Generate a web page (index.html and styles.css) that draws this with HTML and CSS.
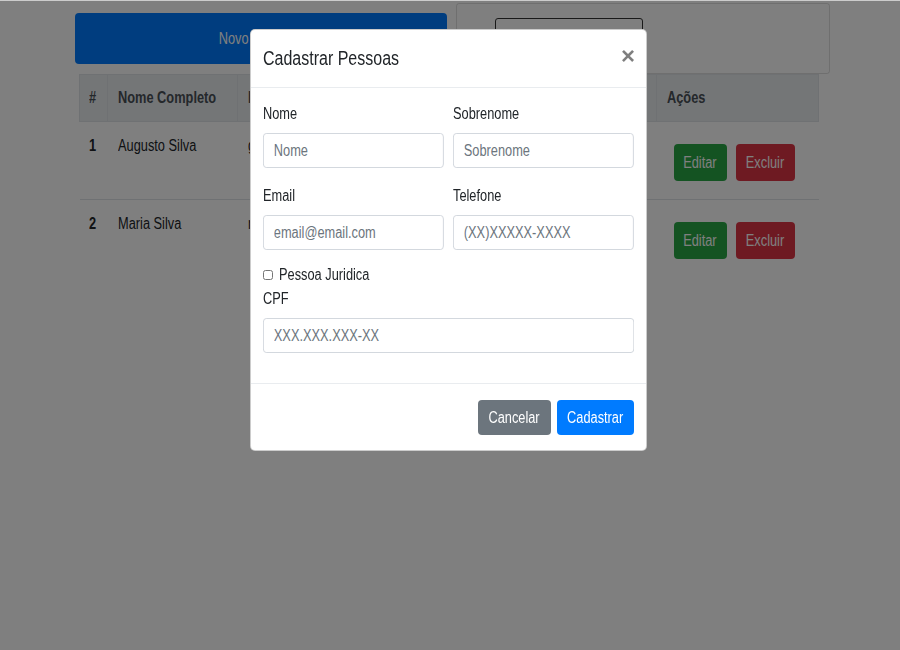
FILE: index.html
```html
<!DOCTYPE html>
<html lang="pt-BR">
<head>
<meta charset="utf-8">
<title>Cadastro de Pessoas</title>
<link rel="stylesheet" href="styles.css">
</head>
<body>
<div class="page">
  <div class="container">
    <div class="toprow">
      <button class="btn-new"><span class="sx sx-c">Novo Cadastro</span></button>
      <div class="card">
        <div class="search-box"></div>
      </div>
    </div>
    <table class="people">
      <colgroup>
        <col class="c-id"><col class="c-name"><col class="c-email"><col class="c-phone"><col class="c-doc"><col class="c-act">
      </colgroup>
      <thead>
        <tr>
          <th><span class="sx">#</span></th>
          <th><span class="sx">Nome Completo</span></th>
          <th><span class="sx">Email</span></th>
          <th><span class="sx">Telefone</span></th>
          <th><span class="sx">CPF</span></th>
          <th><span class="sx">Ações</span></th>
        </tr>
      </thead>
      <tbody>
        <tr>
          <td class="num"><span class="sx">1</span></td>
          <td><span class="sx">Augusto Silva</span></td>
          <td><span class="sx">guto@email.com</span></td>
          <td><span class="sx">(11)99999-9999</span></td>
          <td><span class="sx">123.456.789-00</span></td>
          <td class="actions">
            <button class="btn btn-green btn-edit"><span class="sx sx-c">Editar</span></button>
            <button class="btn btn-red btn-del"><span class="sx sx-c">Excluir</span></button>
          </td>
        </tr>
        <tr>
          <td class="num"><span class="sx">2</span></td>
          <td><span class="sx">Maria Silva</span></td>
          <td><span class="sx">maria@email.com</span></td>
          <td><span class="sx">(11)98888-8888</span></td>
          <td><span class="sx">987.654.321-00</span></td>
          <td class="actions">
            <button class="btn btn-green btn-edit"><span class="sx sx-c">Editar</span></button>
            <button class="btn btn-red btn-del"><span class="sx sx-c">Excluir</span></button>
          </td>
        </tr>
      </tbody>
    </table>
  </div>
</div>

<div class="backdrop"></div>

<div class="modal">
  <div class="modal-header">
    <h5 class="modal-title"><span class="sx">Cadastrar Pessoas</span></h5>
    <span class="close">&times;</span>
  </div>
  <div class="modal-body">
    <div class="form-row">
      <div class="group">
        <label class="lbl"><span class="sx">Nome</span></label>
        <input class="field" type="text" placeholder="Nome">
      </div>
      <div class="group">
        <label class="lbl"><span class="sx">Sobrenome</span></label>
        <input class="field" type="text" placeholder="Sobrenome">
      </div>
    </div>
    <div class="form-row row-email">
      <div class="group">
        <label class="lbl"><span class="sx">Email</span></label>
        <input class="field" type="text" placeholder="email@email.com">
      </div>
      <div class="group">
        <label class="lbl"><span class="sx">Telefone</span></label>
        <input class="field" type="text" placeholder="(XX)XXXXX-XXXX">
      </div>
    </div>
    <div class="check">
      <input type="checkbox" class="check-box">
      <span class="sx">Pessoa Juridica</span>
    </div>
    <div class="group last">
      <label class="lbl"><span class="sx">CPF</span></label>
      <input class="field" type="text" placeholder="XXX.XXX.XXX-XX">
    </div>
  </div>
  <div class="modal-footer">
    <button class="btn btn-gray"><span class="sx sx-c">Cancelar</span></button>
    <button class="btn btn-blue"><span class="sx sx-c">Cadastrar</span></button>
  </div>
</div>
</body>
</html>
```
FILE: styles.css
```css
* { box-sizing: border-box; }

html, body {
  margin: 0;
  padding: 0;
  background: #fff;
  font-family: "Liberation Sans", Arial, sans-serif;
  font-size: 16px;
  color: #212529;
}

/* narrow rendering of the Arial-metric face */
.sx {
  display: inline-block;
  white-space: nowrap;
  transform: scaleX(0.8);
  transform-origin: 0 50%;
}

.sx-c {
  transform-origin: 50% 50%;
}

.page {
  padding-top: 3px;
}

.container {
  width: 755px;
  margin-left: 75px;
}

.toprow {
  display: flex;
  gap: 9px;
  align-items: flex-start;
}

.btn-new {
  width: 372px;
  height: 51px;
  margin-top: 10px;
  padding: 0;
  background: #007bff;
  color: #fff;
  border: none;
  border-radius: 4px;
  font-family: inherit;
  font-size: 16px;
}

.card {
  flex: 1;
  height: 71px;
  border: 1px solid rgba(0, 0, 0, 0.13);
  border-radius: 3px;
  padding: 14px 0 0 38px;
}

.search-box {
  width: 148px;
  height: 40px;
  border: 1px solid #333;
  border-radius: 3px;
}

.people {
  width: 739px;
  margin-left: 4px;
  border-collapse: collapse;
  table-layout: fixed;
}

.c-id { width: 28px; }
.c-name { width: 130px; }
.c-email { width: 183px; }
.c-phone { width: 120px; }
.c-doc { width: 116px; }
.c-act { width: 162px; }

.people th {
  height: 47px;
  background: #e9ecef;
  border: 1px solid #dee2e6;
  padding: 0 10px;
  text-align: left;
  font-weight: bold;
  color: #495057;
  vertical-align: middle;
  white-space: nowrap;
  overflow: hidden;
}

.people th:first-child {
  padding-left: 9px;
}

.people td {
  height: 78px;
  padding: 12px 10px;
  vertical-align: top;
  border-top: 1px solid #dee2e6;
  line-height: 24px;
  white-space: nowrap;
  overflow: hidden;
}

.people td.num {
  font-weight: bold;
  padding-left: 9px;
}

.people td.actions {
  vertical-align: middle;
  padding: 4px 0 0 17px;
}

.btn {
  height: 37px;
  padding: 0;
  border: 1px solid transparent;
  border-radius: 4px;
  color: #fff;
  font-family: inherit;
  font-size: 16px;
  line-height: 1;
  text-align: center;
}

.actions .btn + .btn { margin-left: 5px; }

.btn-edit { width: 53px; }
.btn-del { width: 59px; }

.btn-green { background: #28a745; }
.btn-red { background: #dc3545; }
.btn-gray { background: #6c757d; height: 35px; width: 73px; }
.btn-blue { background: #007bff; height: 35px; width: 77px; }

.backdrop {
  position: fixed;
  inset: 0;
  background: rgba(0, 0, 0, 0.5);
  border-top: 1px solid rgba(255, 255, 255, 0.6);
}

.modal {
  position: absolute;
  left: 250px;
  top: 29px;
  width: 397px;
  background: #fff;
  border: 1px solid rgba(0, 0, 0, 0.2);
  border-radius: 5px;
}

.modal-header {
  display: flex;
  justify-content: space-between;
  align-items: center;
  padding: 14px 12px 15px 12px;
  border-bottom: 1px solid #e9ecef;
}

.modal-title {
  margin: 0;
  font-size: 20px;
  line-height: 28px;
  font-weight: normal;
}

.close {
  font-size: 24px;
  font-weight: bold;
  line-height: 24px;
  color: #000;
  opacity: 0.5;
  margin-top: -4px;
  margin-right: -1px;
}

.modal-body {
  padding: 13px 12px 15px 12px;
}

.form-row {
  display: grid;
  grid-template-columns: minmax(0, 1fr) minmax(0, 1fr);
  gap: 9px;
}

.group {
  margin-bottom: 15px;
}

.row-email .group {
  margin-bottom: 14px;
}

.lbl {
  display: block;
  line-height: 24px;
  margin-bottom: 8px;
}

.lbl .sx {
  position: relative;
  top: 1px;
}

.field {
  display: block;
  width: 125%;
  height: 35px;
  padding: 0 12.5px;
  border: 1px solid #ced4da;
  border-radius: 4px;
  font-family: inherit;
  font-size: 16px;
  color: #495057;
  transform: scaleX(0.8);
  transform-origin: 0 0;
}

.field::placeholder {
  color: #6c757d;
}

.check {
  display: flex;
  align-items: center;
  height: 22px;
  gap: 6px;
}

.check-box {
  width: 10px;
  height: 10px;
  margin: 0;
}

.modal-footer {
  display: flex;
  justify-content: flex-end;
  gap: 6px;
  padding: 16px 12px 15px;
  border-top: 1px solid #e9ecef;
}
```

-------

Skip every picture and transcribe the data above exactly.

*Task output*.
Generate a web page (index.html and styles.css) that draws this with HTML and CSS.
FILE: index.html
```html
<!DOCTYPE html>
<html lang="pt-BR">
<head>
<meta charset="utf-8">
<title>Cadastro de Pessoas</title>
<link rel="stylesheet" href="styles.css">
</head>
<body>
<div class="page">
  <div class="container">
    <div class="toprow">
      <button class="btn-new"><span class="sx sx-c">Novo Cadastro</span></button>
      <div class="card">
        <div class="search-box"></div>
      </div>
    </div>
    <table class="people">
      <colgroup>
        <col class="c-id"><col class="c-name"><col class="c-email"><col class="c-phone"><col class="c-doc"><col class="c-act">
      </colgroup>
      <thead>
        <tr>
          <th><span class="sx">#</span></th>
          <th><span class="sx">Nome Completo</span></th>
          <th><span class="sx">Email</span></th>
          <th><span class="sx">Telefone</span></th>
          <th><span class="sx">CPF</span></th>
          <th><span class="sx">Ações</span></th>
        </tr>
      </thead>
      <tbody>
        <tr>
          <td class="num"><span class="sx">1</span></td>
          <td><span class="sx">Augusto Silva</span></td>
          <td><span class="sx">guto@email.com</span></td>
          <td><span class="sx">(11)99999-9999</span></td>
          <td><span class="sx">123.456.789-00</span></td>
          <td class="actions">
            <button class="btn btn-green btn-edit"><span class="sx sx-c">Editar</span></button>
            <button class="btn btn-red btn-del"><span class="sx sx-c">Excluir</span></button>
          </td>
        </tr>
        <tr>
          <td class="num"><span class="sx">2</span></td>
          <td><span class="sx">Maria Silva</span></td>
          <td><span class="sx">maria@email.com</span></td>
          <td><span class="sx">(11)98888-8888</span></td>
          <td><span class="sx">987.654.321-00</span></td>
          <td class="actions">
            <button class="btn btn-green btn-edit"><span class="sx sx-c">Editar</span></button>
            <button class="btn btn-red btn-del"><span class="sx sx-c">Excluir</span></button>
          </td>
        </tr>
      </tbody>
    </table>
  </div>
</div>

<div class="backdrop"></div>

<div class="modal">
  <div class="modal-header">
    <h5 class="modal-title"><span class="sx">Cadastrar Pessoas</span></h5>
    <span class="close">&times;</span>
  </div>
  <div class="modal-body">
    <div class="form-row">
      <div class="group">
        <label class="lbl"><span class="sx">Nome</span></label>
        <input class="field" type="text" placeholder="Nome">
      </div>
      <div class="group">
        <label class="lbl"><span class="sx">Sobrenome</span></label>
        <input class="field" type="text" placeholder="Sobrenome">
      </div>
    </div>
    <div class="form-row row-email">
      <div class="group">
        <label class="lbl"><span class="sx">Email</span></label>
        <input class="field" type="text" placeholder="email@email.com">
      </div>
      <div class="group">
        <label class="lbl"><span class="sx">Telefone</span></label>
        <input class="field" type="text" placeholder="(XX)XXXXX-XXXX">
      </div>
    </div>
    <div class="check">
      <input type="checkbox" class="check-box">
      <span class="sx">Pessoa Juridica</span>
    </div>
    <div class="group last">
      <label class="lbl"><span class="sx">CPF</span></label>
      <input class="field" type="text" placeholder="XXX.XXX.XXX-XX">
    </div>
  </div>
  <div class="modal-footer">
    <button class="btn btn-gray"><span class="sx sx-c">Cancelar</span></button>
    <button class="btn btn-blue"><span class="sx sx-c">Cadastrar</span></button>
  </div>
</div>
</body>
</html>
```
FILE: styles.css
```css
* { box-sizing: border-box; }

html, body {
  margin: 0;
  padding: 0;
  background: #fff;
  font-family: "Liberation Sans", Arial, sans-serif;
  font-size: 16px;
  color: #212529;
}

/* narrow rendering of the Arial-metric face */
.sx {
  display: inline-block;
  white-space: nowrap;
  transform: scaleX(0.8);
  transform-origin: 0 50%;
}

.sx-c {
  transform-origin: 50% 50%;
}

.page {
  padding-top: 3px;
}

.container {
  width: 755px;
  margin-left: 75px;
}

.toprow {
  display: flex;
  gap: 9px;
  align-items: flex-start;
}

.btn-new {
  width: 372px;
  height: 51px;
  margin-top: 10px;
  padding: 0;
  background: #007bff;
  color: #fff;
  border: none;
  border-radius: 4px;
  font-family: inherit;
  font-size: 16px;
}

.card {
  flex: 1;
  height: 71px;
  border: 1px solid rgba(0, 0, 0, 0.13);
  border-radius: 3px;
  padding: 14px 0 0 38px;
}

.search-box {
  width: 148px;
  height: 40px;
  border: 1px solid #333;
  border-radius: 3px;
}

.people {
  width: 739px;
  margin-left: 4px;
  border-collapse: collapse;
  table-layout: fixed;
}

.c-id { width: 28px; }
.c-name { width: 130px; }
.c-email { width: 183px; }
.c-phone { width: 120px; }
.c-doc { width: 116px; }
.c-act { width: 162px; }

.people th {
  height: 47px;
  background: #e9ecef;
  border: 1px solid #dee2e6;
  padding: 0 10px;
  text-align: left;
  font-weight: bold;
  color: #495057;
  vertical-align: middle;
  white-space: nowrap;
  overflow: hidden;
}

.people th:first-child {
  padding-left: 9px;
}

.people td {
  height: 78px;
  padding: 12px 10px;
  vertical-align: top;
  border-top: 1px solid #dee2e6;
  line-height: 24px;
  white-space: nowrap;
  overflow: hidden;
}

.people td.num {
  font-weight: bold;
  padding-left: 9px;
}

.people td.actions {
  vertical-align: middle;
  padding: 4px 0 0 17px;
}

.btn {
  height: 37px;
  padding: 0;
  border: 1px solid transparent;
  border-radius: 4px;
  color: #fff;
  font-family: inherit;
  font-size: 16px;
  line-height: 1;
  text-align: center;
}

.actions .btn + .btn { margin-left: 5px; }

.btn-edit { width: 53px; }
.btn-del { width: 59px; }

.btn-green { background: #28a745; }
.btn-red { background: #dc3545; }
.btn-gray { background: #6c757d; height: 35px; width: 73px; }
.btn-blue { background: #007bff; height: 35px; width: 77px; }

.backdrop {
  position: fixed;
  inset: 0;
  background: rgba(0, 0, 0, 0.5);
  border-top: 1px solid rgba(255, 255, 255, 0.6);
}

.modal {
  position: absolute;
  left: 250px;
  top: 29px;
  width: 397px;
  background: #fff;
  border: 1px solid rgba(0, 0, 0, 0.2);
  border-radius: 5px;
}

.modal-header {
  display: flex;
  justify-content: space-between;
  align-items: center;
  padding: 14px 12px 15px 12px;
  border-bottom: 1px solid #e9ecef;
}

.modal-title {
  margin: 0;
  font-size: 20px;
  line-height: 28px;
  font-weight: normal;
}

.close {
  font-size: 24px;
  font-weight: bold;
  line-height: 24px;
  color: #000;
  opacity: 0.5;
  margin-top: -4px;
  margin-right: -1px;
}

.modal-body {
  padding: 13px 12px 15px 12px;
}

.form-row {
  display: grid;
  grid-template-columns: minmax(0, 1fr) minmax(0, 1fr);
  gap: 9px;
}

.group {
  margin-bottom: 15px;
}

.row-email .group {
  margin-bottom: 14px;
}

.lbl {
  display: block;
  line-height: 24px;
  margin-bottom: 8px;
}

.lbl .sx {
  position: relative;
  top: 1px;
}

.field {
  display: block;
  width: 125%;
  height: 35px;
  padding: 0 12.5px;
  border: 1px solid #ced4da;
  border-radius: 4px;
  font-family: inherit;
  font-size: 16px;
  color: #495057;
  transform: scaleX(0.8);
  transform-origin: 0 0;
}

.field::placeholder {
  color: #6c757d;
}

.check {
  display: flex;
  align-items: center;
  height: 22px;
  gap: 6px;
}

.check-box {
  width: 10px;
  height: 10px;
  margin: 0;
}

.modal-footer {
  display: flex;
  justify-content: flex-end;
  gap: 6px;
  padding: 16px 12px 15px;
  border-top: 1px solid #e9ecef;
}
```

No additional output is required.